The sitting premier in 2011, Saskatchewan Party leader Brad Wall, dismissed Lingenfelter’s suggestion out of hand. His government, he said, rejected revenue sharing with First Nations, or “any other group”.
Tellingly, Wall added that wealth from resources was how his government could “keep taxes low.”
For the NDP, the revenue sharing proposal was a political loser. The party dropped 11 seats in the 2011 election. Wall cruised to a landslide victory.
The next Saskatchewan NDP leader decided discretion was the better part of valour and dropped the revenue-sharing plank from the party platform.
The idea might have more traction 2023 than in 2011
The current federal government has focused more on Indigenous reconciliation than any previous government. The Trudeau team finally ended the practice of endlessly protracted litigation in court and negotiated an agreement on First Nations child welfare.
The 2023 budget also includes some big sums for much-needed services for Indigenous communities such as health and housing. There is $2 billion over 10 years, for instance, for a new Indigenous Health Equity Fund, to “address the unique challenges Indigenous Peoples face when accessing health care services.”

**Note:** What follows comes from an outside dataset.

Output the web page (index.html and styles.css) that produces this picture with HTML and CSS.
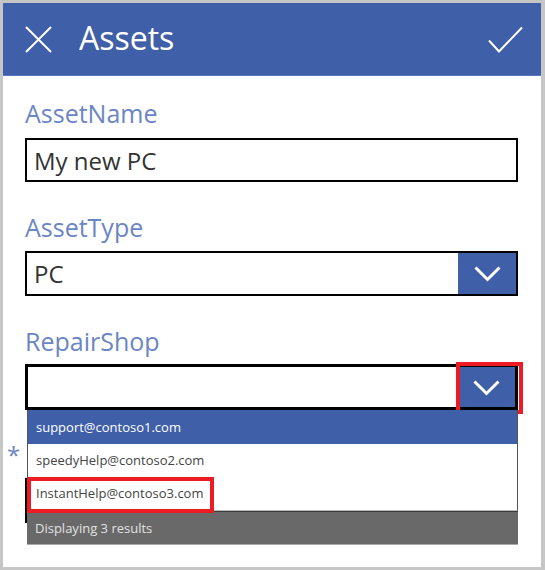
FILE: index.html
```html
<!DOCTYPE html>
<html>
<head>
<meta charset="utf-8">
<link rel="stylesheet" href="styles.css">
</head>
<body>
<div class="app">
  <header class="header">
    <svg class="icon-x" width="27" height="27" viewBox="0 0 27 27"><path d="M1 1 L26 26 M26 1 L1 26" stroke="#fff" stroke-width="2" fill="none"/></svg>
    <h1 class="title">Assets</h1>
    <svg class="icon-check" width="35" height="27" viewBox="0 0 35 27"><path d="M1 14.5 L11 25.5 L34 1.5" stroke="#fff" stroke-width="2" fill="none"/></svg>
  </header>
  <main class="form">
    <div class="field">
      <div class="label">AssetName</div>
      <div class="input"><span class="value">My new PC</span></div>
    </div>
    <div class="field">
      <div class="label">AssetType</div>
      <div class="input dropdown"><span class="value">PC</span>
        <span class="dd-btn"><svg width="27" height="16" viewBox="0 0 27 16"><path d="M1.5 1.5 L13.5 13.5 L25.5 1.5" stroke="#fff" stroke-width="3" fill="none"/></svg></span>
      </div>
    </div>
    <div class="field">
      <div class="label">RepairShop</div>
      <div class="input dropdown focused"><span class="value"></span>
        <span class="dd-btn"><svg width="27" height="16" viewBox="0 0 27 16"><path d="M1.5 1.5 L13.5 13.5 L25.5 1.5" stroke="#fff" stroke-width="3" fill="none"/></svg></span>
        <span class="highlight hl-btn"></span>
        <div class="list">
          <div class="item selected">support@contoso1.com</div>
          <div class="item">speedyHelp@contoso2.com</div>
          <div class="item">InstantHelp@contoso3.com<span class="highlight hl-item"></span></div>
          <div class="results">Displaying 3 results</div>
        </div>
      </div>
    </div>
    <div class="field">
      <div class="label"><span class="req">*</span></div>
      <div class="input"></div>
    </div>
  </main>
</div>
</body>
</html>
```

FILE: styles.css
```css
html, body {
  margin: 0;
  padding: 0;
}
body {
  background: #c6c6c6;
  font-family: "Open Sans", "DejaVu Sans", sans-serif;
}
.app {
  margin: 3px 4px 3px 3px;
  height: 564px;
  background: #ffffff;
  overflow: hidden;
}
.header {
  height: 72px;
  background: #3f5fa9;
  border-bottom: 1px solid #5a77b9;
  display: flex;
  align-items: center;
  padding: 0 18px 0 22px;
}
.icon-x {
  display: block;
  flex: none;
}
.title {
  margin: 0 0 0 27px;
  font-size: 32px;
  font-weight: 400;
  color: #ffffff;
  line-height: 40px;
  flex: 1;
  position: relative;
  top: -1px;
}
.icon-check {
  display: block;
  flex: none;
}
.form {
  padding: 21px 23px 0 22px;
}
.field {
  margin-bottom: 29px;
}
.label {
  font-size: 25px;
  line-height: 32px;
  height: 32px;
  color: #6a86c4;
  margin-bottom: 9px;
  position: relative;
}
.input {
  box-sizing: border-box;
  height: 44px;
  border: 2px solid #000;
  display: flex;
  align-items: center;
  position: relative;
  background: #fff;
}
.value {
  flex: 1;
  padding-left: 7px;
  font-size: 24px;
  color: #333;
}
.dropdown {
  height: 45px;
}
.field:nth-child(2) .label {
  margin-bottom: 8px;
}
.field:nth-child(3) .label,
.field:nth-child(4) .label {
  margin-bottom: 7px;
}
.dropdown.focused {
  height: 46px;
  border-width: 3px;
}
.field:nth-child(4) .input {
  height: 45px;
}
.dd-btn {
  align-self: stretch;
  width: 58px;
  background: #3f5fa9;
  display: flex;
  align-items: center;
  justify-content: center;
}
.dd-btn svg {
  display: block;
  margin-top: 1px;
}
.highlight {
  position: absolute;
  box-sizing: border-box;
  border: 4px solid #ed1c24;
}
.hl-btn {
  top: -5px;
  right: -8px;
  width: 67px;
  height: 52px;
}
.list {
  position: absolute;
  top: 43px;
  left: -1px;
  right: -3px;
  z-index: 2;
  font-size: 13px;
  color: #444;
}
.item {
  position: relative;
  height: 33px;
  line-height: 33px;
  padding-left: 8px;
  background: #fff;
  border-left: 1px solid #555;
  border-right: 1px solid #555;
}
.item.selected {
  height: 34px;
  line-height: 34px;
  background: #3f5fa9;
  color: #fff;
}
.item:nth-child(3) {
  border-bottom: 1px solid #bbb;
}
.hl-item {
  top: 0;
  left: -1px;
  width: 187px;
  height: 36px;
}
.results {
  height: 34px;
  line-height: 33px;
  padding-left: 8px;
  background: #696969;
  color: #e2e2e2;
  border-top: 1px solid #3a3a3a;
  box-sizing: border-box;
  border-bottom: 1px solid #aaa;
}
.req {
  position: absolute;
  left: -18px;
  top: 0;
  font-size: 24px;
  color: #6a86c4;
}
```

There is also $4 billion over seven years, for an Indigenous Housing Strategy, the details of which the government is negotiating with Indigenous partners. That money might be welcome, but the Assembly of First Nations points out that it falls well short of the $60 billion they believe is necessary “to close the gap in housing”.
For Indigenous communities, achieving direct control over and benefit from natural resources would be a huge game-changer. And while the federal government could not implement such recognition on its own, it could get the ball rolling.
Looking back at the Saskatchewan experience of 2011, politicians might be wary of touching the issue.
But a lot has happened in the intervening 12 years. A good portion of the Canadian public might be much more open to a full and genuine reconciliation with Indigenous people than they were more than a decade ago.